▶

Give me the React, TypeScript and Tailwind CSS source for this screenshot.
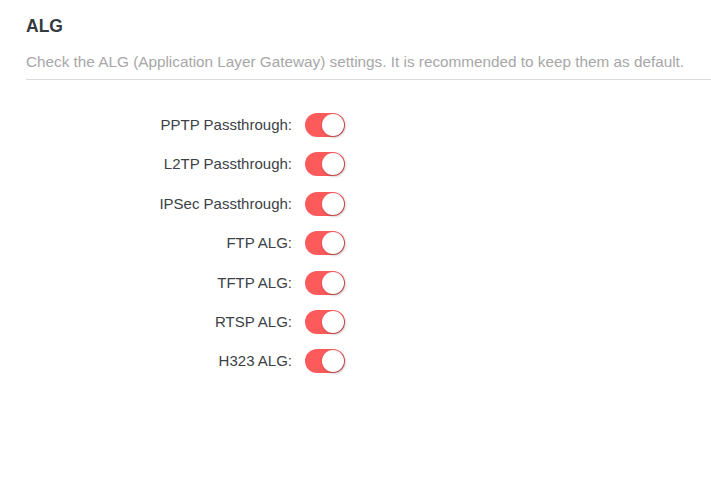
import { useState } from "react";

const ITEMS = [
  "PPTP Passthrough",
  "L2TP Passthrough",
  "IPSec Passthrough",
  "FTP ALG",
  "TFTP ALG",
  "RTSP ALG",
  "H323 ALG",
];

function Toggle({ on, onChange }: { on: boolean; onChange: () => void }) {
  return (
    <button
      type="button"
      onClick={onChange}
      className={`relative flex h-[24px] w-[40px] items-center rounded-full transition-colors ${
        on ? "bg-[#fd5a5c]" : "bg-[#d9d9d9]"
      }`}
    >
      <span
        className={`absolute top-[1px] h-[22px] w-[22px] rounded-full bg-white shadow-[1px_1px_3px_rgba(0,0,0,0.35)] transition-all ${
          on ? "left-[17px]" : "left-[1px]"
        }`}
      />
    </button>
  );
}

export default function App() {
  const [state, setState] = useState<boolean[]>(ITEMS.map(() => true));

  return (
    <div
      className="min-h-[495px] bg-white pl-[26px] pt-[15px]"
      style={{ fontFamily: '"Liberation Sans", Arial, sans-serif' }}
    >
      <h1 className="text-[17.5px] font-bold leading-[22px] text-[#333a40]">ALG</h1>
      <p className="mt-[15px] text-[15.3px] leading-[20px] text-[#a7a7a7]">
        Check the ALG (Application Layer Gateway) settings. It is recommended to keep them as default.
      </p>
      <div className="mt-[7px] h-px bg-[#dcdcdc]" />

      <div className="mt-[33px] flex flex-col gap-[15.4px]">
        {ITEMS.map((label, i) => (
          <div key={label} className="flex items-center">
            <span className="w-[266px] text-right text-[15px] leading-[24px] text-[#3b4146]">
              {label}:
            </span>
            <div className="ml-[13px]">
              <Toggle
                on={state[i]}
                onChange={() =>
                  setState((s) => s.map((v, j) => (j === i ? !v : v)))
                }
              />
            </div>
          </div>
        ))}
      </div>
    </div>
  );
}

◀

- GOAL OF THE EXERCISE -
In the copy, include no pictures; restate the listing above exactly.

- SOLUTION TO THIS PROBLEM -
Give me the React, TypeScript and Tailwind CSS source for this screenshot.
import { useState } from "react";

const ITEMS = [
  "PPTP Passthrough",
  "L2TP Passthrough",
  "IPSec Passthrough",
  "FTP ALG",
  "TFTP ALG",
  "RTSP ALG",
  "H323 ALG",
];

function Toggle({ on, onChange }: { on: boolean; onChange: () => void }) {
  return (
    <button
      type="button"
      onClick={onChange}
      className={`relative flex h-[24px] w-[40px] items-center rounded-full transition-colors ${
        on ? "bg-[#fd5a5c]" : "bg-[#d9d9d9]"
      }`}
    >
      <span
        className={`absolute top-[1px] h-[22px] w-[22px] rounded-full bg-white shadow-[1px_1px_3px_rgba(0,0,0,0.35)] transition-all ${
          on ? "left-[17px]" : "left-[1px]"
        }`}
      />
    </button>
  );
}

export default function App() {
  const [state, setState] = useState<boolean[]>(ITEMS.map(() => true));

  return (
    <div
      className="min-h-[495px] bg-white pl-[26px] pt-[15px]"
      style={{ fontFamily: '"Liberation Sans", Arial, sans-serif' }}
    >
      <h1 className="text-[17.5px] font-bold leading-[22px] text-[#333a40]">ALG</h1>
      <p className="mt-[15px] text-[15.3px] leading-[20px] text-[#a7a7a7]">
        Check the ALG (Application Layer Gateway) settings. It is recommended to keep them as default.
      </p>
      <div className="mt-[7px] h-px bg-[#dcdcdc]" />

      <div className="mt-[33px] flex flex-col gap-[15.4px]">
        {ITEMS.map((label, i) => (
          <div key={label} className="flex items-center">
            <span className="w-[266px] text-right text-[15px] leading-[24px] text-[#3b4146]">
              {label}:
            </span>
            <div className="ml-[13px]">
              <Toggle
                on={state[i]}
                onChange={() =>
                  setState((s) => s.map((v, j) => (j === i ? !v : v)))
                }
              />
            </div>
          </div>
        ))}
      </div>
    </div>
  );
}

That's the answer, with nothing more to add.